# Can nuclear fusion alone account for the energy output from type 1a supernova?

Unlike other supernova, which can vary in their size, Type Ia supernova are all about the same size. This is due to the fact that they are caused when a white dwarf star gains enough mass from its binary companion to reach the Chandrasekhar limit of 1.44 solar masses.

The energy released in a Type Ia supernova is estimated to be $10^{44}$ joules.

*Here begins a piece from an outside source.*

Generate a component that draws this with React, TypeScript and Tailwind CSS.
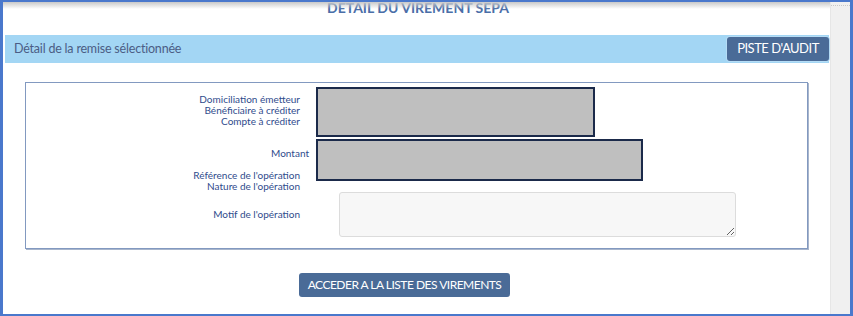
import React from "react";

// Détail d'un virement SEPA (capture partielle, barre de défilement à droite)
const labelCls = "text-[10px] leading-[11px] text-[#2f4b8c] text-right";

export default function App() {
  return (
    <div className="w-[853px] h-[316px] flex overflow-hidden bg-white border-[#4a78cc] border-l-[3px] border-r-[3px] border-t-2 border-b-2 font-['Lato','Open_Sans',sans-serif]">
      <div className="relative flex-1 flex flex-col overflow-hidden">
        {/* ombre du haut */}
        <div className="absolute top-0 left-0 right-0 h-[7px] bg-gradient-to-b from-[#c9c9c9] to-transparent" />

        <div className="h-[33px] pl-[3px] flex justify-center">
          <h1 className="mt-[-1px] text-[14px] leading-[14px] font-bold text-[#4a6ea8]">DETAIL DU VIREMENT SEPA</h1>
        </div>

        <div className="ml-[2px] mr-[1px] h-[28px] bg-[#a3d6f4] flex items-center justify-between">
          <span className="pl-[9px] text-[12.5px] tracking-[-0.2px] text-[#4b5d85]">Détail de la remise sélectionnée</span>
          <button className="h-[24px] w-[102px] rounded-[3px] bg-[#4a6b97] ring-1 ring-[#b5dcf5] text-[13px] tracking-[-0.5px] text-white">
            PISTE D'AUDIT
          </button>
        </div>

        <div className="mt-[19px] mx-[22px] border border-[#8299c0] shadow-[1px_1px_0_#a9b6cc] flex">
          <div className="w-[283px] flex flex-col pt-[11px]">
            <div className={`${labelCls} mr-[9px]`}>Domiciliation émetteur</div>
            <div className={`${labelCls} mr-[9px]`}>Bénéficiaire à créditer</div>
            <div className={`${labelCls} mr-[9px]`}>Compte à créditer</div>
            <div className={`${labelCls} mt-[21px]`}>Montant</div>
            <div className={`${labelCls} mr-[9px] mt-[11px]`}>Référence de l'opération</div>
            <div className={`${labelCls} mr-[9px]`}>Nature de l'opération</div>
            <div className={`${labelCls} mr-[9px] mt-[17px]`}>Motif de l'opération</div>
          </div>

          <div className="ml-[7px] flex flex-col items-start">
            <div className="mt-[4px] w-[279px] h-[50px] bg-[#bfbfbf] border-2 border-[#1b2a4a]" />
            <div className="mt-[2px] w-[327px] h-[42px] bg-[#bfbfbf] border-2 border-[#1b2a4a]" />
            <textarea
              readOnly
              className="mt-[11px] mb-[11px] ml-[23px] w-[397px] h-[45px] bg-[#f7f7f7] border border-[#dcdcdc] rounded-[3px] outline-none"
            />
          </div>
        </div>

        <div className="mt-[22px] ml-[296px]">
          <button className="h-[24px] w-[211px] rounded-[3px] bg-[#4a6b97] text-[12px] text-white tracking-[-0.5px]">
            ACCEDER A LA LISTE DES VIREMENTS
          </button>
        </div>
      </div>

      {/* barre de défilement */}
      <div className="w-[20px] bg-[#f0f0f0] border-l border-[#e6e6e6]">
        <div className="mt-[3px] border-t border-dotted border-[#c8c8c8]" />
      </div>
    </div>
  );
}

Since the explosions are all the same size, the luminosity is also the same, and for this reason Type Ia supernova are used as standard candles to gauge distances of objects from our reference point across the universe.

I was doing some rough calculations using the percentage of mass that is actually converted into energy during nuclear fusion and then plugging this figure into $E=mc^2$ and I keep getting a deficit even when I plug in extra-realistic figures for the portion of the 1.44 solar mass that can be expected to fuse.

As a hobby physicist, I could be making some errors. What would be a reasonable calculation of the total energy output from nuclear fusion for a 1.44 Solar mass white dwarf which fuses all its fusion fuel all at once?

• By the way, I'm pretty sure that "supernova" is singular and "supernovae" is the plural. Or "supernovas", of course, which is always valid in English. – Ryan Reich Jul 17 '17 at 21:54
• A good fraction of the light released by a Type Ia supernova is not directly produced by fusion. The fusion reaction produces about half a solar mass of nickel-56, which is unstable to beta decay to cobalt-56 (half life of a week), which then beta-decays again to iron-56 (half life of a couple of months). These fission reactions are responsible for maintaining the brightness of the supernova for weeks to months after the initial explosion. – Calchas Jul 17 '17 at 23:43
• @calchas But not responsible for unbinding the star. – Rob Jeffries Jul 18 '17 at 5:46

A back of the envelope calculation (and that is all this is) would go along the lines of assuming that the white dwarf is made entirely of $^{12}$C (it isn't) and is entirely converted into $^{56}$Ni (it isn't).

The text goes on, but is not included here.